__SHORT EXERCISE__: Restate the material word for word and leave out anything that is a picture.

__GIVEN DATA__:
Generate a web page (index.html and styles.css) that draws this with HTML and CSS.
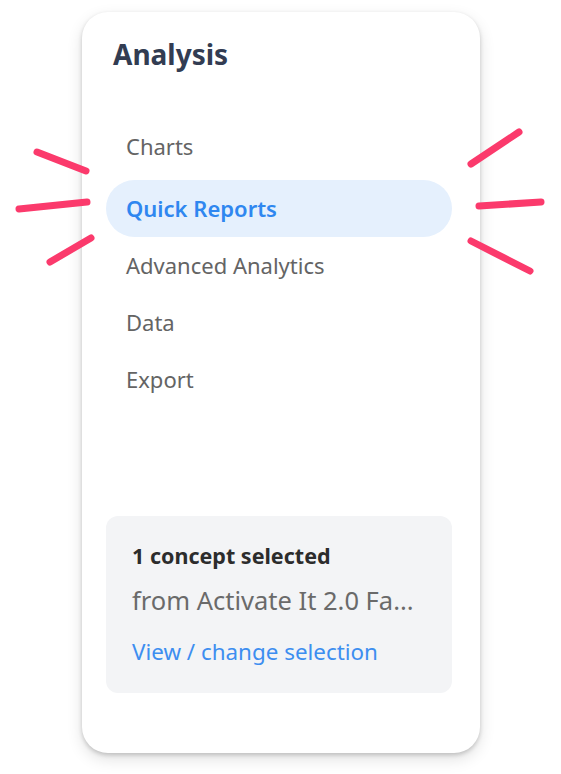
FILE: index.html
```html
<!DOCTYPE html>
<html lang="en">
<head>
<meta charset="utf-8">
<title>Analysis</title>
<link rel="stylesheet" href="styles.css">
</head>
<body>
  <div class="card">
    <h1 class="title">Analysis</h1>
    <nav class="nav">
      <a class="nav-item">Charts</a>
      <a class="nav-item active">Quick Reports</a>
      <a class="nav-item">Advanced Analytics</a>
      <a class="nav-item">Data</a>
      <a class="nav-item">Export</a>
    </nav>
    <div class="spacer"></div>
    <div class="selection">
      <div class="sel-count">1 concept selected</div>
      <div class="sel-source">from Activate It 2.0 Fa...</div>
      <a class="sel-link">View / change selection</a>
    </div>
  </div>
  <svg class="sparks" width="561" height="774" viewBox="0 0 561 774" aria-hidden="true">
    <g stroke="#fb3a6c" stroke-width="7" stroke-linecap="round" fill="none">
      <line x1="37" y1="152" x2="86" y2="171"/>
      <line x1="19" y1="209" x2="87" y2="202"/>
      <line x1="50" y1="262" x2="91" y2="238"/>
      <line x1="471" y1="164" x2="519" y2="132"/>
      <line x1="479" y1="206" x2="541" y2="202"/>
      <line x1="471" y1="241" x2="530" y2="271"/>
    </g>
  </svg>
</body>
</html>
```
FILE: styles.css
```css
html, body {
  margin: 0;
  padding: 0;
  background: #ffffff;
}

body {
  position: relative;
  width: 561px;
  height: 774px;
  font-family: "Noto Sans", "Open Sans", sans-serif;
  overflow: hidden;
}

.card {
  box-sizing: border-box;
  margin: 12px 0 0 82px;
  width: 398px;
  height: 741px;
  background: #ffffff;
  border-radius: 26px;
  box-shadow: 0 2px 4px rgba(0, 0, 0, 0.18), 0 6px 16px rgba(0, 0, 0, 0.12);
  padding: 24px 28px 60px 24px;
  display: flex;
  flex-direction: column;
}

.title {
  margin: 0 0 45px 7px;
  font-size: 28px;
  line-height: 36px;
  font-weight: 700;
  color: #323c52;
}

.nav {
  display: flex;
  flex-direction: column;
}

.nav-item {
  height: 57px;
  display: flex;
  align-items: center;
  padding-left: 20px;
  border-radius: 29px;
  font-size: 22px;
  line-height: 30px;
  color: #646464;
  text-decoration: none;
}

.nav-item:first-child {
  margin-bottom: 5.5px;
}

.nav-item.active {
  background: #e5f0fd;
  color: #2f87f0;
  font-weight: 600;
}

.spacer {
  flex: 1;
}

.selection {
  background: #f3f4f6;
  border-radius: 12px;
  padding: 26px 26px 26px 26px;
}

.sel-count {
  font-size: 21.5px;
  line-height: 28px;
  font-weight: 700;
  color: #2c2c2c;
}

.sel-source {
  margin-top: 14px;
  font-size: 25.5px;
  line-height: 32px;
  color: #6a6a6a;
  white-space: nowrap;
}

.sel-link {
  display: block;
  margin-top: 21px;
  font-size: 22.4px;
  line-height: 30px;
  color: #3d8ef0;
}

.sparks {
  position: absolute;
  left: 0;
  top: 0;
  pointer-events: none;
}
```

__ANSWER TO THIS PROBLEM__:
Generate a web page (index.html and styles.css) that draws this with HTML and CSS.
FILE: index.html
```html
<!DOCTYPE html>
<html lang="en">
<head>
<meta charset="utf-8">
<title>Analysis</title>
<link rel="stylesheet" href="styles.css">
</head>
<body>
  <div class="card">
    <h1 class="title">Analysis</h1>
    <nav class="nav">
      <a class="nav-item">Charts</a>
      <a class="nav-item active">Quick Reports</a>
      <a class="nav-item">Advanced Analytics</a>
      <a class="nav-item">Data</a>
      <a class="nav-item">Export</a>
    </nav>
    <div class="spacer"></div>
    <div class="selection">
      <div class="sel-count">1 concept selected</div>
      <div class="sel-source">from Activate It 2.0 Fa...</div>
      <a class="sel-link">View / change selection</a>
    </div>
  </div>
  <svg class="sparks" width="561" height="774" viewBox="0 0 561 774" aria-hidden="true">
    <g stroke="#fb3a6c" stroke-width="7" stroke-linecap="round" fill="none">
      <line x1="37" y1="152" x2="86" y2="171"/>
      <line x1="19" y1="209" x2="87" y2="202"/>
      <line x1="50" y1="262" x2="91" y2="238"/>
      <line x1="471" y1="164" x2="519" y2="132"/>
      <line x1="479" y1="206" x2="541" y2="202"/>
      <line x1="471" y1="241" x2="530" y2="271"/>
    </g>
  </svg>
</body>
</html>
```
FILE: styles.css
```css
html, body {
  margin: 0;
  padding: 0;
  background: #ffffff;
}

body {
  position: relative;
  width: 561px;
  height: 774px;
  font-family: "Noto Sans", "Open Sans", sans-serif;
  overflow: hidden;
}

.card {
  box-sizing: border-box;
  margin: 12px 0 0 82px;
  width: 398px;
  height: 741px;
  background: #ffffff;
  border-radius: 26px;
  box-shadow: 0 2px 4px rgba(0, 0, 0, 0.18), 0 6px 16px rgba(0, 0, 0, 0.12);
  padding: 24px 28px 60px 24px;
  display: flex;
  flex-direction: column;
}

.title {
  margin: 0 0 45px 7px;
  font-size: 28px;
  line-height: 36px;
  font-weight: 700;
  color: #323c52;
}

.nav {
  display: flex;
  flex-direction: column;
}

.nav-item {
  height: 57px;
  display: flex;
  align-items: center;
  padding-left: 20px;
  border-radius: 29px;
  font-size: 22px;
  line-height: 30px;
  color: #646464;
  text-decoration: none;
}

.nav-item:first-child {
  margin-bottom: 5.5px;
}

.nav-item.active {
  background: #e5f0fd;
  color: #2f87f0;
  font-weight: 600;
}

.spacer {
  flex: 1;
}

.selection {
  background: #f3f4f6;
  border-radius: 12px;
  padding: 26px 26px 26px 26px;
}

.sel-count {
  font-size: 21.5px;
  line-height: 28px;
  font-weight: 700;
  color: #2c2c2c;
}

.sel-source {
  margin-top: 14px;
  font-size: 25.5px;
  line-height: 32px;
  color: #6a6a6a;
  white-space: nowrap;
}

.sel-link {
  display: block;
  margin-top: 21px;
  font-size: 22.4px;
  line-height: 30px;
  color: #3d8ef0;
}

.sparks {
  position: absolute;
  left: 0;
  top: 0;
  pointer-events: none;
}
```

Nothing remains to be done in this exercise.